● **WORK TO DO**: Each line from the top of the listing through the one holding "const tabs: string[]" should be restated word for word, with nothing added and no pictures.

● **SUPPLIED DATA**:
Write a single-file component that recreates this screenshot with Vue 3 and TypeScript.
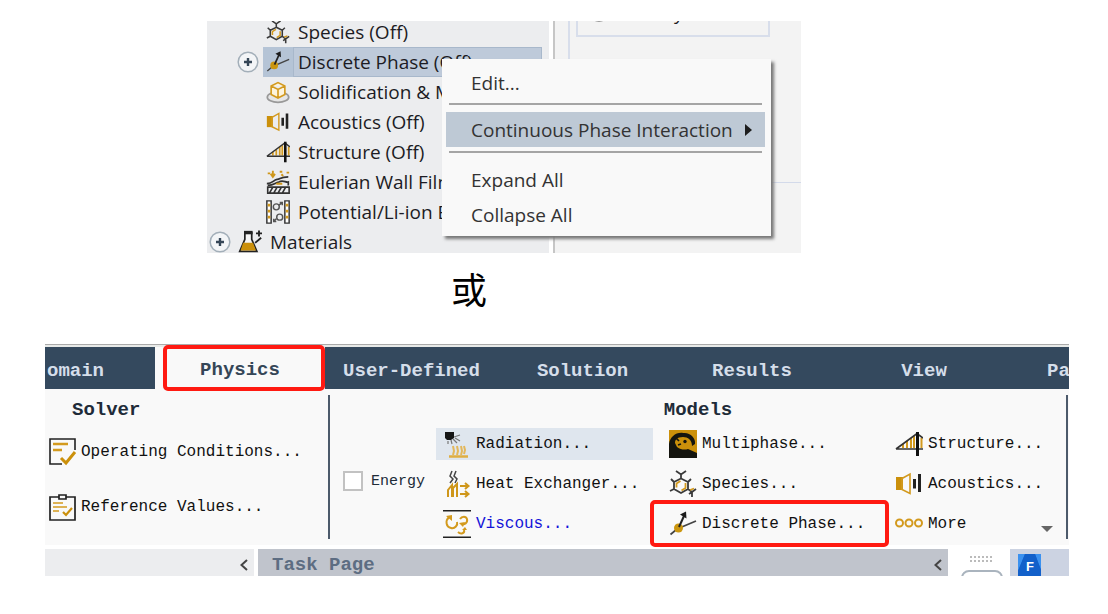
<script setup lang="ts">
interface TreeItem {
  icon: string
  label: string
  selected?: boolean
}
interface ModelItem {
  icon: string
  label: string
  state?: string
}

const treeItems: TreeItem[] = [
  { icon: 'species', label: 'Species (Off)' },
  { icon: 'discrete', label: 'Discrete Phase (Off)', selected: true },
  { icon: 'solid', label: 'Solidification & M' },
  { icon: 'acoustics', label: 'Acoustics (Off)' },
  { icon: 'structure', label: 'Structure (Off)' },
  { icon: 'film', label: 'Eulerian Wall Film' },
  { icon: 'battery', label: 'Potential/Li-ion B' },
]

const tabs: string[] = ['omain', 'Physics', 'User-Defined', 'Solution', 'Results', 'View', 'Pa']

const modelColumns: ModelItem[][] = [
  [
    { icon: 'radiation', label: 'Radiation...', state: 'hovered' },
    { icon: 'heat', label: 'Heat Exchanger...' },
    { icon: 'viscous', label: 'Viscous...', state: 'active' },
  ],
  [
    { icon: 'multiphase', label: 'Multiphase...' },
    { icon: 'species', label: 'Species...' },
    { icon: 'discrete', label: 'Discrete Phase...', state: 'marked' },
  ],
  [
    { icon: 'structure', label: 'Structure...' },
    { icon: 'acoustics', label: 'Acoustics...' },
    { icon: 'more', label: 'More', state: 'dropdown' },
  ],
]
</script>

<template>
  <svg class="symbols" aria-hidden="true">
    <symbol id="species" viewBox="0 0 28 28">
      <g fill="none" stroke="#3a3a3a" stroke-width="1.8">
        <path d="M12 8.500L19 12V19L12 23L5 19V12ZM12 8.500V4M7 1L12 4.500L17 1M5 12L2 9M5 19L1 21M19 12L22 9M19 19L23 22M23 22V27M20 24L23 22L27 19" />
        <path d="M7.500 17.500V13.500L11.500 11M12.500 20.500L16.500 18V13M21 20L25 18.500" stroke="#d39a1e" />
      </g>
    </symbol>
    <symbol id="discrete" viewBox="0 0 28 28">
      <path d="M1.500 24.500L8 19L27 11" fill="none" stroke="#444" stroke-width="1.700" />
      <circle cx="9.500" cy="18" r="4.500" fill="#cb960f" />
      <path d="M10 17L15 6" stroke="#222" stroke-width="2" />
      <path d="M11 4.500L17 1.500L17.500 8.500Z" fill="#1b1b1b" />
    </symbol>
    <symbol id="structure" viewBox="0 0 28 28">
      <path d="M8 18V14M12 18V11M16 18V8M19 18V6M26.500 18V8" stroke="#d39a1e" stroke-width="2" />
      <path d="M1 19H28M1 19L22 3.500L28 8" fill="none" stroke="#333" stroke-width="1.700" />
      <path d="M22.500 2V26" stroke="#111" stroke-width="3" />
    </symbol>
    <symbol id="acoustics" viewBox="0 0 28 28">
      <path d="M1 7H8V20H1Z" fill="#cb900b" />
      <path d="M7 8.500L15 4V23.500L7 19.500Z" fill="none" stroke="#d39a1e" stroke-width="1.600" />
      <path d="M19.500 9V18.500M24.500 4V22" stroke="#222" stroke-width="3" />
    </symbol>
    <symbol id="more" viewBox="0 0 28 28">
      <g fill="none" stroke="#d39a1e" stroke-width="2">
        <circle cx="4.500" cy="13" r="3.500" />
        <circle cx="14" cy="13" r="3.500" />
        <circle cx="23.500" cy="13" r="3.500" />
      </g>
    </symbol>
    <symbol id="multiphase" viewBox="0 0 28 28">
      <path d="M0 0H28V28H0Z" fill="#cb900b" />
      <path d="M0 28V14C1 7 7 2 14 3C21 2 27 8 26 14L23 16C23 10 19 7 14 7C8 7 6 10 6 13L8 17C12 20 16 20 19 19L28 23V28Z" fill="#15150f" />
      <path d="M6 12C8 11 7 15 9 16C12 18 18 18 19 14C20 9 15 7 13 9C11 11 15 12 14 14C12 15 12 12 10 12Z" fill="#cb900b" />
      <circle cx="16" cy="11.500" r="1.700" fill="#15150f" />
      <path d="M7 8L10 11M9 15L12 14" stroke="#15150f" stroke-width="1.700" />
    </symbol>
    <symbol id="radiation" viewBox="0 0 28 28">
      <path d="M2 2H11V8L8 10H4L2 8Z" fill="#151515" />
      <path d="M11 7L17 5M10 9L14 13M12 8L17 11M8 10L9 14M5 11V14" stroke="#777" stroke-width="1.200" />
      <path d="M6 26.500H25" stroke="#dfae42" stroke-width="2.500" />
      <path d="M10 25L11 21L10 16M14 25L15 21L14 16M18 25L19 21L18 16M21 24L22 20L21 16" fill="none" stroke="#e3b75a" stroke-width="2" />
    </symbol>
    <symbol id="heat" viewBox="0 0 28 28">
      <path d="M7 13L10 9L7 6L9 1M12 13L14 9L11 6L13 1" fill="none" stroke="#444" stroke-width="1.500" />
      <path d="M5 27V20L9 15V27M10 27V18L14 14V27" fill="none" stroke="#cf971b" stroke-width="2" />
      <path d="M17 16H25M22 13L25.500 16L22 19M17 24H25M22 21L25.500 24L22 27" fill="none" stroke="#cf971b" stroke-width="2" />
    </symbol>
    <symbol id="viscous" viewBox="0 0 28 28">
      <path d="M0 .800H28M0 27.200H28" stroke="#222" stroke-width="1.600" />
      <g fill="none" stroke="#d39a1e" stroke-width="2">
        <path d="M6 7C2 11 3 17 8 18C12 19 15 15 14 12M17 9C19 6 23 6 24 9C25 13 21 15 19 14M15 22C18 25 22 23 21 20" />
      </g>
      <path d="M3 6L9 5L9 11ZM16 13L22 12L20 17ZM19 20H24L22 17Z" fill="#d39a1e" />
    </symbol>
    <symbol id="solid" viewBox="0 0 28 28">
      <ellipse cx="14" cy="20" rx="12.500" ry="6" fill="#e6e6e6" stroke="#999" stroke-width="2" />
      <path d="M6 7L14 3L22 7V17L14 21L6 17ZM6 7L14 11L22 7M14 11V21" fill="#fdf4dd" stroke="#d39a1e" stroke-width="1.900" />
    </symbol>
    <symbol id="film" viewBox="0 0 28 28">
      <path d="M2 20H27V27H2ZM4 27L8 20M9 27L13 20M14 27L18 20M19 27L23 20" fill="none" stroke="#333" stroke-width="1.900" />
      <path d="M1 16C8 16 8 12 13 11C17 11 16 8 26 8M2 18C10 18 10 15 15 14C20 11 23 15 26 14V18" fill="none" stroke="#333" stroke-width="2" />
      <path d="M2 4H5M8 1V7M5.500 4.500L8 8L10.500 4.500M16 2H19M18 5L20 7M24 3H27M12 16H19" fill="none" stroke="#cf971b" stroke-width="2.200" />
    </symbol>
    <symbol id="battery" viewBox="0 0 28 28">
      <path d="M1 1H6V27H1ZM22 1H27V27H22Z" fill="#fff" stroke="#333" stroke-width="1.700" />
      <path d="M2 6H5M2 13H5M2 20H5M23 6H26M23 13H26M23 20H26" stroke="#d39a1e" stroke-width="3" />
      <g fill="none" stroke="#555" stroke-width="1.700">
        <circle cx="12" cy="8" r="3.500" />
        <circle cx="16" cy="20" r="3.500" />
        <path d="M15 6L19 3M16 3H19V6M12 22L9 25M9 22V25H12" />
      </g>
    </symbol>
    <symbol id="materials" viewBox="0 0 28 28">
      <path d="M8 3H16V11L22 25H2L8 11Z" fill="#f6f6f6" stroke="#222" stroke-width="2" />
      <path d="M6 15H17.500L21 24H3Z" fill="#cb900b" />
      <path d="M7 3H17" stroke="#222" stroke-width="4" />
      <path d="M20 15L27 9M21 4H28M24.500 .500V7.500" stroke="#222" stroke-width="2.200" />
    </symbol>
    <symbol id="conditions" viewBox="0 0 28 28">
      <path d="M26 12V1H1V26H13" fill="none" stroke="#222" stroke-width="1.600" />
      <path d="M4 6H19M4 12H13" stroke="#d39a1e" stroke-width="2.600" />
      <path d="M12 20L17 25L26 14" fill="none" stroke="#cb900b" stroke-width="3" />
    </symbol>
    <symbol id="values" viewBox="0 0 28 28">
      <path d="M10 4H1V27H26V4H17" fill="none" stroke="#222" stroke-width="1.700" />
      <path d="M10 2H17V6H10Z" fill="#f9f9f9" stroke="#222" stroke-width="1.700" />
      <path d="M4 10H14M4 14H18M4 18H10" stroke="#d39a1e" stroke-width="1.700" />
      <path d="M14 19L17 22L23 15" fill="none" stroke="#cb900b" stroke-width="2.200" />
    </symbol>
    <symbol id="plus" viewBox="0 0 22 22">
      <circle cx="11" cy="11" r="9.800" fill="#f3f5f7" stroke="#a3afb9" stroke-width="1.500" />
      <path d="M7 11H15M11 7V15" stroke="#354657" stroke-width="2.400" />
    </symbol>
  </svg>

  <main class="page">
    <section class="outline">
      <div class="tree">
        <ul class="tree-list">
          <li v-for="item in treeItems" :key="item.label" class="tree-row" :class="{ selected: item.selected }">
            <button v-if="item.selected" class="expander" type="button" aria-label="Expand Discrete Phase">
              <svg><use href="#plus" /></svg>
            </button>
            <div class="tree-item">
              <svg class="tree-icon"><use :href="'#' + item.icon" /></svg>
              <span class="tree-label">{{ item.label }}</span>
            </div>
          </li>
          <li class="tree-row root">
            <button class="expander" type="button" aria-label="Expand Materials">
              <svg><use href="#plus" /></svg>
            </button>
            <div class="tree-item">
              <svg class="tree-icon"><use href="#materials" /></svg>
              <span class="tree-label">Materials</span>
            </div>
          </li>
        </ul>
      </div>
      <div class="task">
        <div class="task-group">
          <div class="time-group">
            <label class="radio"><input type="radio" name="time" />Steady</label>
          </div>
        </div>
      </div>
      <div class="menu" role="menu">
        <button type="button" role="menuitem">Edit...</button>
        <hr />
        <button type="button" role="menuitem" class="current">
          Continuous Phase Interaction
          <svg viewBox="0 0 7 12"><path d="M0 0L7 6L0 12Z" fill="#1d1d1d" /></svg>
        </button>
        <hr />
        <button type="button" role="menuitem">Expand All</button>
        <button type="button" role="menuitem">Collapse All</button>
      </div>
    </section>

    <p class="or">或</p>

    <section class="app">
      <nav class="tabs">
        <button v-for="tab in tabs" :key="tab" type="button" class="tab" :class="tab.toLowerCase()">{{ tab }}</button>
      </nav>
      <div class="ribbon">
        <div class="solver">
          <h2>Solver</h2>
          <button type="button" class="command"><svg><use href="#conditions" /></svg>Operating Conditions...</button>
          <button type="button" class="command"><svg><use href="#values" /></svg>Reference Values...</button>
        </div>
        <div class="models">
          <h2>Models</h2>
          <div class="model-grid">
            <label class="energy"><input type="checkbox" />Energy</label>
            <div v-for="(column, index) in modelColumns" :key="index" class="model-column">
              <button v-for="item in column" :key="item.label" type="button" class="command" :class="item.state">
                <svg><use :href="'#' + item.icon" /></svg>{{ item.label }}
              </button>
            </div>
          </div>
        </div>
      </div>
      <div class="panes">
        <div class="pane side">
          <button type="button" aria-label="Collapse outline"><svg viewBox="0 0 8 12"><path d="M7 1L1.500 6L7 11" /></svg></button>
        </div>
        <div class="pane task-page">
          <h3>Task Page</h3>
          <button type="button" aria-label="Collapse task page"><svg viewBox="0 0 8 12"><path d="M7 1L1.500 6L7 11" /></svg></button>
        </div>
        <div class="tools">
          <svg class="grip" viewBox="0 0 24 6"><path d="M0 1H24M0 5H24" /></svg>
          <span class="tool"></span>
        </div>
        <div class="pane graphics">
          <svg class="logo" viewBox="0 0 23 23">
            <path d="M0 0H23V23H0Z" fill="#1769d8" />
            <path d="M0 0H7L0 17ZM17 0H23V16Z" fill="#3b91ef" />
            <path d="M7 0H17L23 16V23H0V17Z" fill="#1260ca" />
            <text x="8" y="17">F</text>
          </svg>
        </div>
      </div>
    </section>
  </main>
</template>

<style>
body {
  background: #fff;
}
</style>

<style scoped>
.symbols {
  position: absolute;
  width: 0;
  height: 0;
}
.page {
  padding-top: 21px;
  overflow: hidden;
  font-family: "Open Sans", "Noto Sans", sans-serif;
}
button {
  margin: 0;
  padding: 0;
  border: 0;
  background: none;
  color: inherit;
  font: inherit;
  text-align: left;
  white-space: nowrap;
}
svg {
  display: block;
  flex: none;
}

.outline {
  position: relative;
  display: flex;
  gap: 4px;
  height: 232px;
  margin: 0 307px 0 207px;
  font-size: 19px;
  color: #1c1c24;
}
.tree {
  flex: 0 0 342px;
  overflow: hidden;
  background: #ecedef;
}
.tree-list {
  margin: -4px 0 0;
  padding: 0;
  list-style: none;
}
.tree-row {
  display: flex;
  align-items: center;
  height: 30px;
  padding: 0 7px 0 56px;
}
.tree-row.selected {
  padding-left: 30px;
}
.tree-row.root {
  padding-left: 2px;
}
.expander {
  flex: none;
  width: 22px;
  margin-right: 4px;
}
.expander svg {
  width: 22px;
  height: 22px;
}
.tree-item {
  display: flex;
  flex: 1;
  align-items: center;
  min-width: 0;
  height: 30px;
  padding-left: 3px;
}
.selected .tree-item {
  background: #b5c4d6;
}
.tree-icon {
  width: 24px;
  height: 24px;
}
.tree-label {
  flex: 1;
  margin-left: 4px;
  padding-left: 4px;
  overflow: hidden;
  line-height: 28px;
  white-space: nowrap;
}
.selected .tree-label {
  margin-left: 3px;
  border: 1px solid #a8b8cb;
  background: #becada;
}
.task {
  flex: 1;
  min-width: 0;
  padding-left: 13px;
  border-left: 2px solid #c6c6c6;
  background: #f3f3f3;
}
.task-group {
  height: 161px;
  padding: 0 31px 0 6px;
  border-left: 2px solid #d8deeb;
  border-bottom: 1px solid #d3daea;
}
.time-group {
  display: flex;
  align-items: flex-end;
  height: 14px;
  padding-left: 12px;
  overflow: hidden;
  border: 2px solid #d8deeb;
  border-top: 0;
}
.radio {
  display: flex;
  align-items: center;
  gap: 16px;
  height: 26px;
  margin-bottom: 9px;
  font-size: 19px;
}
.radio input {
  appearance: none;
  width: 18px;
  height: 18px;
  margin: 0;
  border: 1px solid #999;
  border-radius: 50%;
}

.menu {
  position: absolute;
  top: 38px;
  left: 235px;
  display: flex;
  flex-direction: column;
  box-sizing: border-box;
  width: 329px;
  padding: 6px 6px 4px 4px;
  background: #f9f9f9;
  box-shadow: 3px 3px 3px #777;
}
.menu button {
  display: flex;
  align-items: center;
  height: 35px;
  padding: 0 13px 0 25px;
  color: #333;
}
.menu button.current {
  justify-content: space-between;
  background: #bec9d5;
}
.menu svg {
  width: 7px;
  height: 12px;
}
.menu hr {
  width: 313px;
  height: 2px;
  margin: 3px 3px 7px;
  border: 0;
  background: #a5a5a5;
}
.menu .current + hr {
  margin: 4px 3px 9px;
}

.or {
  margin: 14px 0 0 451px;
  font: 36px/42px "Noto Sans CJK SC", sans-serif;
  color: #000;
}

.app {
  margin: 35px 39px 0 45px;
  border-top: 1px solid #aaa;
  font-family: "Liberation Mono", monospace;
  font-size: 16px;
  color: #111;
}
.tabs {
  display: grid;
  grid-template-columns: 110fr 170fr 173fr 169fr 170fr 174fr 58fr;
  height: 42px;
  padding-top: 2px;
  background: linear-gradient(#e8eae8 2px, #34495e 2px);
}
.tab {
  position: relative;
  min-width: 0;
  padding-top: 5px;
  color: #d5deea;
  font-size: 19px;
  font-weight: bold;
  text-align: center;
}
.tab.omain,
.tab.pa {
  overflow: hidden;
  text-align: left;
}
.tab.omain {
  padding-left: 2px;
}
.tab.pa {
  padding-left: 36px;
}
.tab.physics {
  padding-top: 3px;
  background: #f9f9f9;
  color: #354657;
}
.tab.physics::after,
.command.marked::after {
  content: "";
  position: absolute;
  border: 4px solid #ff1a12;
  border-radius: 5px;
}
.tab.physics::after {
  inset: -2px 0 -2px 8px;
}
.ribbon {
  display: flex;
  height: 144px;
  padding: 6px 0;
  background: #f9f9f9;
}
.solver {
  flex: 0 0 283px;
  border-right: 2px solid #4c5a6b;
}
.models {
  flex: 1;
  margin-right: 1px;
  border-right: 2px solid #4c5a6b;
}
h2 {
  margin: 0;
  padding-top: 2px;
  color: #202b38;
  font-size: 19px;
  line-height: 27px;
  text-align: center;
}
.solver h2 {
  padding-bottom: 3px;
  padding-left: 27px;
  text-align: left;
}
.command {
  position: relative;
  display: flex;
  align-items: center;
  gap: 5px;
  height: 40px;
}
.command svg {
  width: 28px;
  height: 28px;
}
.solver .command {
  gap: 4px;
  height: 50px;
  padding-left: 4px;
}
.solver .command + .command {
  margin-top: 5px;
}
.model-grid {
  display: grid;
  grid-template-columns: 106fr 233fr 226fr 171fr;
  align-items: center;
}
.energy {
  display: flex;
  align-items: center;
  gap: 8px;
  padding: 0 0 6px 13px;
  color: #202b38;
  font-size: 15px;
}
.energy input {
  appearance: none;
  width: 20px;
  height: 20px;
  margin: 0;
  border: 2px solid #c2c2c2;
  background: #fff;
}
.model-column:nth-child(2) .command {
  width: 217px;
  box-sizing: border-box;
  padding-left: 7px;
}
.command.hovered {
  height: 32px;
  margin: 4px 0;
  background: #dfe6ee;
}
.command.active {
  color: #1414d8;
}
.command.marked::after {
  inset: -4px -24px -3px -19px;
}
.command.dropdown {
  width: 100%;
}
.command.dropdown::after {
  content: "";
  margin: 10px 13px 0 auto;
  border: 6px solid transparent;
  border-top-color: #666;
  border-bottom: 0;
}

.panes {
  display: flex;
  height: 27px;
  margin-top: 4px;
}
.pane {
  display: flex;
  align-items: center;
  justify-content: flex-end;
  box-sizing: border-box;
  overflow: hidden;
  padding: 5px 6px 0 14px;
}
.side {
  flex: 0 0 209px;
  margin-right: 4px;
  background: #ecedef;
}
.task-page {
  flex: 1;
  justify-content: space-between;
  background: #c0c4cc;
}
.pane button svg {
  width: 8px;
  height: 12px;
  fill: none;
  stroke: #444;
  stroke-width: 2;
}
h3 {
  margin: 0;
  color: #5d6d82;
  font-size: 19px;
  line-height: 22px;
}
.tools {
  display: flex;
  flex: 0 0 62px;
  flex-direction: column;
  align-items: center;
  gap: 8px;
  padding: 7px 0 0 5px;
  box-sizing: border-box;
  overflow: hidden;
}
.grip {
  width: 24px;
  height: 6px;
  stroke: #bbb;
  stroke-width: 2;
  stroke-dasharray: 2;
}
.tool {
  flex: none;
  width: 38px;
  height: 20px;
  border: 2px solid #aab4be;
  border-radius: 8px;
}
.graphics {
  flex: 0 0 59px;
  justify-content: flex-start;
  padding-left: 8px;
  background: #ccd3e2;
}
.logo {
  width: 23px;
  height: 23px;
}
.logo text {
  fill: #fff;
  font: bold 13px "Liberation Sans", sans-serif;
}
</style>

● **SOLUTION FOR THIS PROBLEM**:
Write a single-file component that recreates this screenshot with Vue 3 and TypeScript.
<script setup lang="ts">
interface TreeItem {
  icon: string
  label: string
  selected?: boolean
}
interface ModelItem {
  icon: string
  label: string
  state?: string
}

const treeItems: TreeItem[] = [
  { icon: 'species', label: 'Species (Off)' },
  { icon: 'discrete', label: 'Discrete Phase (Off)', selected: true },
  { icon: 'solid', label: 'Solidification & M' },
  { icon: 'acoustics', label: 'Acoustics (Off)' },
  { icon: 'structure', label: 'Structure (Off)' },
  { icon: 'film', label: 'Eulerian Wall Film' },
  { icon: 'battery', label: 'Potential/Li-ion B' },
]

const tabs: string[] = ['omain', 'Physics', 'User-Defined', 'Solution', 'Results', 'View', 'Pa']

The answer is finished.